## Task
Leaving out the pictures, retype the lines from the beginning of the listing through the line containing "kind: 'combo'; label: string;".

## Given data
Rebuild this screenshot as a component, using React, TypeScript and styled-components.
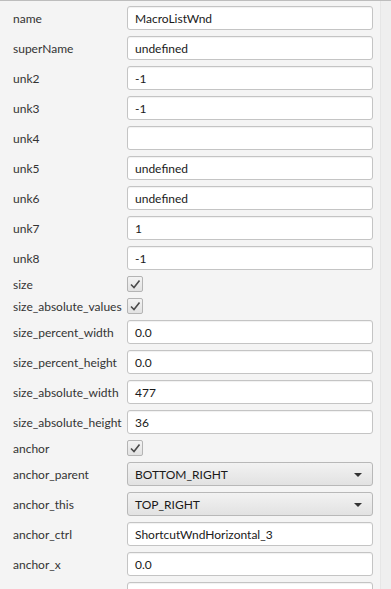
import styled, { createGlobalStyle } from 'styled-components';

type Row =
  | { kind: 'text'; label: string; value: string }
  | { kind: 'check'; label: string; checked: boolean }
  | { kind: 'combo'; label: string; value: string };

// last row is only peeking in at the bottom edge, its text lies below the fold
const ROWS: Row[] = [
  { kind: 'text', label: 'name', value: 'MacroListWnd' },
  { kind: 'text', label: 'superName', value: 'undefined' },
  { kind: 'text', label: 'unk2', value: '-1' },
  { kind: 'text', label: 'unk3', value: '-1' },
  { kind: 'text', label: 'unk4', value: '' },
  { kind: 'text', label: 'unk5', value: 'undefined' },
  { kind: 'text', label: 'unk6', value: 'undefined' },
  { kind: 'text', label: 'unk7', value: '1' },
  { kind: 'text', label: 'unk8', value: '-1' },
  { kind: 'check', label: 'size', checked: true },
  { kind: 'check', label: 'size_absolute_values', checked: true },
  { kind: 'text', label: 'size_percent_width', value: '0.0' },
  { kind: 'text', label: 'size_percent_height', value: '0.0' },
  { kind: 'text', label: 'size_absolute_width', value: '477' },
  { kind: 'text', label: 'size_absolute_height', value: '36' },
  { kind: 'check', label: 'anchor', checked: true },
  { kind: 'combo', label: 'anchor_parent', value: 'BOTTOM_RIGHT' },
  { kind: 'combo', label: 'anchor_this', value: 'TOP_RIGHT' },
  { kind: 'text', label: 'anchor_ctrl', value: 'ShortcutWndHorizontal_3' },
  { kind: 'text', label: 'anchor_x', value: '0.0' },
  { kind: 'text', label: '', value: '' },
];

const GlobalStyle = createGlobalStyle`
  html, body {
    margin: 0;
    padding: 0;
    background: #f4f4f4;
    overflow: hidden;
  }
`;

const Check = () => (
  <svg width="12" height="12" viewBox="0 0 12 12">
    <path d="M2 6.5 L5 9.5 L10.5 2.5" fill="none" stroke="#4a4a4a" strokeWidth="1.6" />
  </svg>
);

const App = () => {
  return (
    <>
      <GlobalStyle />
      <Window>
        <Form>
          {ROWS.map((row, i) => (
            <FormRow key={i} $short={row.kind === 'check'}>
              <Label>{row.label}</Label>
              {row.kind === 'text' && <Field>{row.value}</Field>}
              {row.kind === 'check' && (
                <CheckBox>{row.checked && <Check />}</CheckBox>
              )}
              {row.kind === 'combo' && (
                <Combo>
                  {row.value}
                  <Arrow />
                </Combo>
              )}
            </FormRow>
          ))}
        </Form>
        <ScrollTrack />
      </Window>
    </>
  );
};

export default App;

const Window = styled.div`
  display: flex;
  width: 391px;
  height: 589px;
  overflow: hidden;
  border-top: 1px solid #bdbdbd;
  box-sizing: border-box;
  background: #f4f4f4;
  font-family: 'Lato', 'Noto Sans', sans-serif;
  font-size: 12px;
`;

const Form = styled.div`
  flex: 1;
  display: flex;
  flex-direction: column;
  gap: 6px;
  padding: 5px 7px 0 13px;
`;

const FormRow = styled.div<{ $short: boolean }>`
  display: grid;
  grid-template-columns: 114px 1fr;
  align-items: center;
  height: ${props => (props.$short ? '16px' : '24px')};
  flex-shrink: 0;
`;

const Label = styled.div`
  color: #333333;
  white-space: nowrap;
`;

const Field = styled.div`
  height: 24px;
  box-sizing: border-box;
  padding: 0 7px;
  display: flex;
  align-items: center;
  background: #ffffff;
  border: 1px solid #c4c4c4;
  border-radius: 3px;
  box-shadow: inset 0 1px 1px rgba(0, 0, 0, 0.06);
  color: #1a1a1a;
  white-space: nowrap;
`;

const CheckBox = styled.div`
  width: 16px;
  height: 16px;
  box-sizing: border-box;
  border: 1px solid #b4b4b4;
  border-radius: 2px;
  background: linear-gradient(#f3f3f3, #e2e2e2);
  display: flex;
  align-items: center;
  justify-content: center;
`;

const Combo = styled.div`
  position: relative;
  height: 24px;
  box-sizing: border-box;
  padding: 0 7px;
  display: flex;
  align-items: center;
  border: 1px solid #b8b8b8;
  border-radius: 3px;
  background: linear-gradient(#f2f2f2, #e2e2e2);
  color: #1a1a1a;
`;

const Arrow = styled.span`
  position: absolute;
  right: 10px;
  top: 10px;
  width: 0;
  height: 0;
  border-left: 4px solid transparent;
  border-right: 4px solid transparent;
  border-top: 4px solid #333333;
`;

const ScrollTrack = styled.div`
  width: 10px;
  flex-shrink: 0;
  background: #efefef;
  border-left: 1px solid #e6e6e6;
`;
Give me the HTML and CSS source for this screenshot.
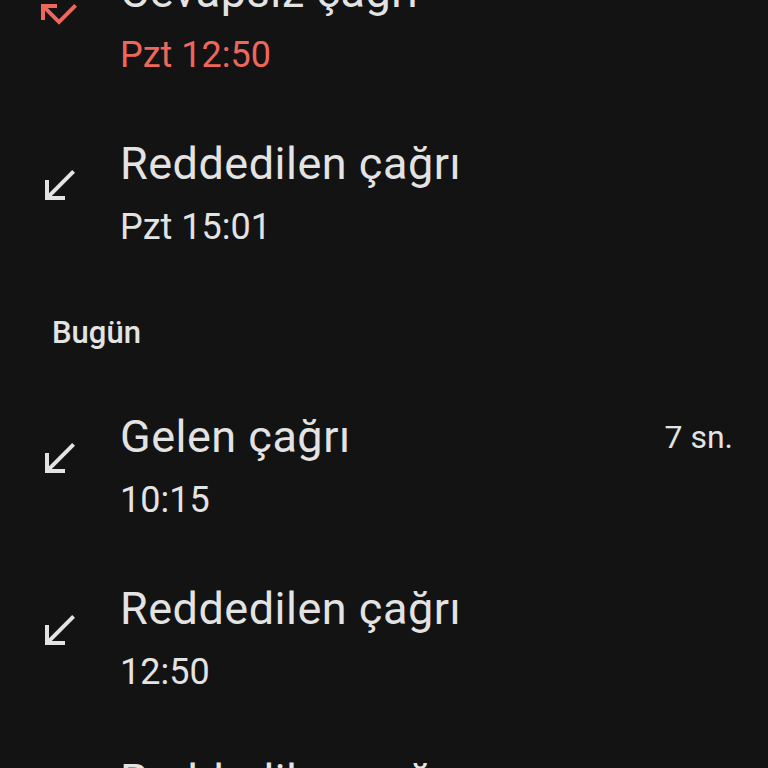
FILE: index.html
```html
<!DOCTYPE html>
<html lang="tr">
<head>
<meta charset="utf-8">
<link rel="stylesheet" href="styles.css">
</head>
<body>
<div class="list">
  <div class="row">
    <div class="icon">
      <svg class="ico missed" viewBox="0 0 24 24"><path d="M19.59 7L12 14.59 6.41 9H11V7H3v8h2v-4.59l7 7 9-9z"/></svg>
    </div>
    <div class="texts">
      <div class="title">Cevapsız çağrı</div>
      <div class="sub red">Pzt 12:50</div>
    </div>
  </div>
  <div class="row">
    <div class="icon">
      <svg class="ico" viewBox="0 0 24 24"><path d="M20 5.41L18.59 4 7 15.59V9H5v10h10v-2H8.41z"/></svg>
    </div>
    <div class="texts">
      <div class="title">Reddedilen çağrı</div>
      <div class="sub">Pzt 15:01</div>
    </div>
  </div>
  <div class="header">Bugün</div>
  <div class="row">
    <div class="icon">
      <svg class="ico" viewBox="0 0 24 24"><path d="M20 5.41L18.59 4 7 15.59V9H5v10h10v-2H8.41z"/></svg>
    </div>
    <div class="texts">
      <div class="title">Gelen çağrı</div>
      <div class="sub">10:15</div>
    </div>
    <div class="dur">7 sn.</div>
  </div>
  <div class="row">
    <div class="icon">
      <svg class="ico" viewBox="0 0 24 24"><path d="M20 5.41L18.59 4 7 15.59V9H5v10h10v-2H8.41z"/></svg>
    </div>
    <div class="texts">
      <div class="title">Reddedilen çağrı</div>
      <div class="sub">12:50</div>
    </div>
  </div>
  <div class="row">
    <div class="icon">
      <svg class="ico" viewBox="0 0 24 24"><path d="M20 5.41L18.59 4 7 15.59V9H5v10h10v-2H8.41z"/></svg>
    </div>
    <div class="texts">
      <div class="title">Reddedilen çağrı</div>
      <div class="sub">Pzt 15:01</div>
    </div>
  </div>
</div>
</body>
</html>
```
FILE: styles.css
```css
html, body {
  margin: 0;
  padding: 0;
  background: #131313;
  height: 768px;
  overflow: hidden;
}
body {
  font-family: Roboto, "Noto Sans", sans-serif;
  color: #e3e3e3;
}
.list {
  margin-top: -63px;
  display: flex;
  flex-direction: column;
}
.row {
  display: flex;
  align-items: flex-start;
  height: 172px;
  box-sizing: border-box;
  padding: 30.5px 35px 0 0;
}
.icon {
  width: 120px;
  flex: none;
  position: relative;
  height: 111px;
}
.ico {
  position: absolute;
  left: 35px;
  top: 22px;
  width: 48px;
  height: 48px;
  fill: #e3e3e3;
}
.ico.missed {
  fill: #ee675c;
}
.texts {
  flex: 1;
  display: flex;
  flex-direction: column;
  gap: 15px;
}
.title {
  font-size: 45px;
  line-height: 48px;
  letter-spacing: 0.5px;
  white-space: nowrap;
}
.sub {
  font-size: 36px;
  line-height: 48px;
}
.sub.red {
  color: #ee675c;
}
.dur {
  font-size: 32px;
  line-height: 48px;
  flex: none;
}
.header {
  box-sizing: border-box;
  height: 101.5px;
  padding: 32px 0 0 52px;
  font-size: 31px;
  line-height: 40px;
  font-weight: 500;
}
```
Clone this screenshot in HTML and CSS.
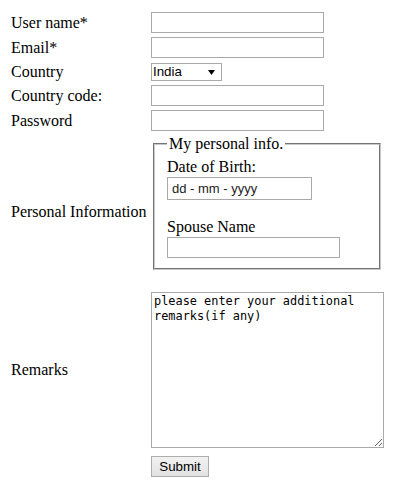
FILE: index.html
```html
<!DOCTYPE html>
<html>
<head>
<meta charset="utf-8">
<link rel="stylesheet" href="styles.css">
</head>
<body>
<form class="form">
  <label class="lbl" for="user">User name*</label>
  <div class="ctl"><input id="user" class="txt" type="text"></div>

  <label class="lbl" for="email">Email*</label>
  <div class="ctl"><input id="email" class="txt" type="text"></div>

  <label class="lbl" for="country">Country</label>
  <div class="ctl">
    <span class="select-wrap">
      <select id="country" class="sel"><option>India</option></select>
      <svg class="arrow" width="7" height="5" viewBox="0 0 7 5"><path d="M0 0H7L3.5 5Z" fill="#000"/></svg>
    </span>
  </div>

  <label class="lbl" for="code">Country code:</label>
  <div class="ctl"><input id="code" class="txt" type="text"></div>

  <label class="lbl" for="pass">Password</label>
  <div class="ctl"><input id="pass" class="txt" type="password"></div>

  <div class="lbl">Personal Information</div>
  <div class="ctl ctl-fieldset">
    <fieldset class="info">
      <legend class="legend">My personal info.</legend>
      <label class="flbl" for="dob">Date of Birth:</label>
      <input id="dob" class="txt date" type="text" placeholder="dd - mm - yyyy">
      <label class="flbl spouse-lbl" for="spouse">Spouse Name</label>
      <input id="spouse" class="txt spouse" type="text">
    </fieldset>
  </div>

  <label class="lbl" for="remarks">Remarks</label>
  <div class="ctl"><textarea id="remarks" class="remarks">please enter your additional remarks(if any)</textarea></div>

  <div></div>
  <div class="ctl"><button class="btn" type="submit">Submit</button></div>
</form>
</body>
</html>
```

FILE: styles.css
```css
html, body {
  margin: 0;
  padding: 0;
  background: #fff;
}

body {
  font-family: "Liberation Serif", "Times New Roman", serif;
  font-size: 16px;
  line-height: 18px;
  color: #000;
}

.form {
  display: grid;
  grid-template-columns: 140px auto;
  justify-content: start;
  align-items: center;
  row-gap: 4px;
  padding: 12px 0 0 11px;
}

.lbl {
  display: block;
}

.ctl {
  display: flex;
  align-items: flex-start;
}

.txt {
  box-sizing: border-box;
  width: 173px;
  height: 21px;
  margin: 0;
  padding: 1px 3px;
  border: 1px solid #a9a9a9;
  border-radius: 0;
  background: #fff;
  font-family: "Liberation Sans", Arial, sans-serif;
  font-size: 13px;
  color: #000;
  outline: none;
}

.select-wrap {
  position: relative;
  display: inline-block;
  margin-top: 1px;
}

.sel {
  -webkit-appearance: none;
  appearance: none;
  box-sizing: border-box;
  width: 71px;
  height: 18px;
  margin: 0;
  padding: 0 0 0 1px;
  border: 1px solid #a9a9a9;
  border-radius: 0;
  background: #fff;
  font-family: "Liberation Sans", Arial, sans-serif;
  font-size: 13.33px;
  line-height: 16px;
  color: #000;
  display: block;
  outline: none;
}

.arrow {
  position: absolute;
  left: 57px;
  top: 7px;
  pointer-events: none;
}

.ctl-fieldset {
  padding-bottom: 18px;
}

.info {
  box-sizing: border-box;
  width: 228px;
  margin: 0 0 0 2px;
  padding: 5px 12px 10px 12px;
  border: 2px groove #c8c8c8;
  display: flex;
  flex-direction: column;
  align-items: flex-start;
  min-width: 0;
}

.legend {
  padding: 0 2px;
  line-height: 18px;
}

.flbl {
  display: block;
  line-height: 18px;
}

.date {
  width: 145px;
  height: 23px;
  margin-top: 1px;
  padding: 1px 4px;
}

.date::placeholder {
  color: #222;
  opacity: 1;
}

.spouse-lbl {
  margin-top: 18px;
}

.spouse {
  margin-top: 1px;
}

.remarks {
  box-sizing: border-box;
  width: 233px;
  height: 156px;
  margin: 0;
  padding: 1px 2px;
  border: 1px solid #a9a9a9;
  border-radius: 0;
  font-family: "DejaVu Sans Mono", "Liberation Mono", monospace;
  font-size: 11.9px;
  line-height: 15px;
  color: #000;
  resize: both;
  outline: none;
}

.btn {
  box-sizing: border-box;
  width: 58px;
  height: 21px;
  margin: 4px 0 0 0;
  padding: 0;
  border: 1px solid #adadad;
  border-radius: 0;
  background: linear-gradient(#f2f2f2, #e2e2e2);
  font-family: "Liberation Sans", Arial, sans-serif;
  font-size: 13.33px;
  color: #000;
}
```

## Completed exercise
Rebuild this screenshot as a component, using React, TypeScript and styled-components.
import styled, { createGlobalStyle } from 'styled-components';

type Row =
  | { kind: 'text'; label: string; value: string }
  | { kind: 'check'; label: string; checked: boolean }
  | { kind: 'combo'; label: string; value: string };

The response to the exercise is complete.